COLLECTED DATA:
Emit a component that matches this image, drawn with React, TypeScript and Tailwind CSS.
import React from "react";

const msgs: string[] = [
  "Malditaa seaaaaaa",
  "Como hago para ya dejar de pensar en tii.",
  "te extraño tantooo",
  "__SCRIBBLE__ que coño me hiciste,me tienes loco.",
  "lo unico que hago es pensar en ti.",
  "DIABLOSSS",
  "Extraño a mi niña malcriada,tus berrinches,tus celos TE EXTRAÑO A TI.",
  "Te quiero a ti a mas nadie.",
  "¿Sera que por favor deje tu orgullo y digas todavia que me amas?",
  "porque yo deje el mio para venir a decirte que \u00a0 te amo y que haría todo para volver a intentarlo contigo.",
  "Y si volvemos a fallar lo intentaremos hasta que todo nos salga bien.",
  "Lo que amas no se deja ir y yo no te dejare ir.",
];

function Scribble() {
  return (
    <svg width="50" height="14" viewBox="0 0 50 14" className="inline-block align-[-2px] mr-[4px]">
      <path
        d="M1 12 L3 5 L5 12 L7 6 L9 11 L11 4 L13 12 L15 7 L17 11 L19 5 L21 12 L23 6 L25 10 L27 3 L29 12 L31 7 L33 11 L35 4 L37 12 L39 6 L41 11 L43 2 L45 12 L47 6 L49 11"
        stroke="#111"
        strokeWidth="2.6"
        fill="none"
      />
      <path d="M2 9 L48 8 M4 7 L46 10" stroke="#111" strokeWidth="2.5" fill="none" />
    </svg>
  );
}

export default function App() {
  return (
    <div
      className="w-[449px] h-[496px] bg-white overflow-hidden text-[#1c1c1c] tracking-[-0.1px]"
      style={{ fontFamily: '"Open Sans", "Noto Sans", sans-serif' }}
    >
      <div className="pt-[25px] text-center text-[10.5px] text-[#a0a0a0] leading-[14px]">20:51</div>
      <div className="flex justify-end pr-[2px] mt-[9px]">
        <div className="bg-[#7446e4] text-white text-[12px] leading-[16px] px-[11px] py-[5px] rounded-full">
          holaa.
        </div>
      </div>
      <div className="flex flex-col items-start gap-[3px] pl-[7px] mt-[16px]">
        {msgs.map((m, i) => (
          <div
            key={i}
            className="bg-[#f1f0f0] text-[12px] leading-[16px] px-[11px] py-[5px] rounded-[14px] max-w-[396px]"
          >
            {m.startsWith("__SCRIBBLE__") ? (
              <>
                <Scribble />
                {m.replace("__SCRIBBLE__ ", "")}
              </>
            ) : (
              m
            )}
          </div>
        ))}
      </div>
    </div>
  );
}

WHAT IS EXPECTED:
All of the material above needs to be copied exactly.

RESULT OF THE EXERCISE:
Emit a component that matches this image, drawn with React, TypeScript and Tailwind CSS.
import React from "react";

const msgs: string[] = [
  "Malditaa seaaaaaa",
  "Como hago para ya dejar de pensar en tii.",
  "te extraño tantooo",
  "__SCRIBBLE__ que coño me hiciste,me tienes loco.",
  "lo unico que hago es pensar en ti.",
  "DIABLOSSS",
  "Extraño a mi niña malcriada,tus berrinches,tus celos TE EXTRAÑO A TI.",
  "Te quiero a ti a mas nadie.",
  "¿Sera que por favor deje tu orgullo y digas todavia que me amas?",
  "porque yo deje el mio para venir a decirte que \u00a0 te amo y que haría todo para volver a intentarlo contigo.",
  "Y si volvemos a fallar lo intentaremos hasta que todo nos salga bien.",
  "Lo que amas no se deja ir y yo no te dejare ir.",
];

function Scribble() {
  return (
    <svg width="50" height="14" viewBox="0 0 50 14" className="inline-block align-[-2px] mr-[4px]">
      <path
        d="M1 12 L3 5 L5 12 L7 6 L9 11 L11 4 L13 12 L15 7 L17 11 L19 5 L21 12 L23 6 L25 10 L27 3 L29 12 L31 7 L33 11 L35 4 L37 12 L39 6 L41 11 L43 2 L45 12 L47 6 L49 11"
        stroke="#111"
        strokeWidth="2.6"
        fill="none"
      />
      <path d="M2 9 L48 8 M4 7 L46 10" stroke="#111" strokeWidth="2.5" fill="none" />
    </svg>
  );
}

export default function App() {
  return (
    <div
      className="w-[449px] h-[496px] bg-white overflow-hidden text-[#1c1c1c] tracking-[-0.1px]"
      style={{ fontFamily: '"Open Sans", "Noto Sans", sans-serif' }}
    >
      <div className="pt-[25px] text-center text-[10.5px] text-[#a0a0a0] leading-[14px]">20:51</div>
      <div className="flex justify-end pr-[2px] mt-[9px]">
        <div className="bg-[#7446e4] text-white text-[12px] leading-[16px] px-[11px] py-[5px] rounded-full">
          holaa.
        </div>
      </div>
      <div className="flex flex-col items-start gap-[3px] pl-[7px] mt-[16px]">
        {msgs.map((m, i) => (
          <div
            key={i}
            className="bg-[#f1f0f0] text-[12px] leading-[16px] px-[11px] py-[5px] rounded-[14px] max-w-[396px]"
          >
            {m.startsWith("__SCRIBBLE__") ? (
              <>
                <Scribble />
                {m.replace("__SCRIBBLE__ ", "")}
              </>
            ) : (
              m
            )}
          </div>
        ))}
      </div>
    </div>
  );
}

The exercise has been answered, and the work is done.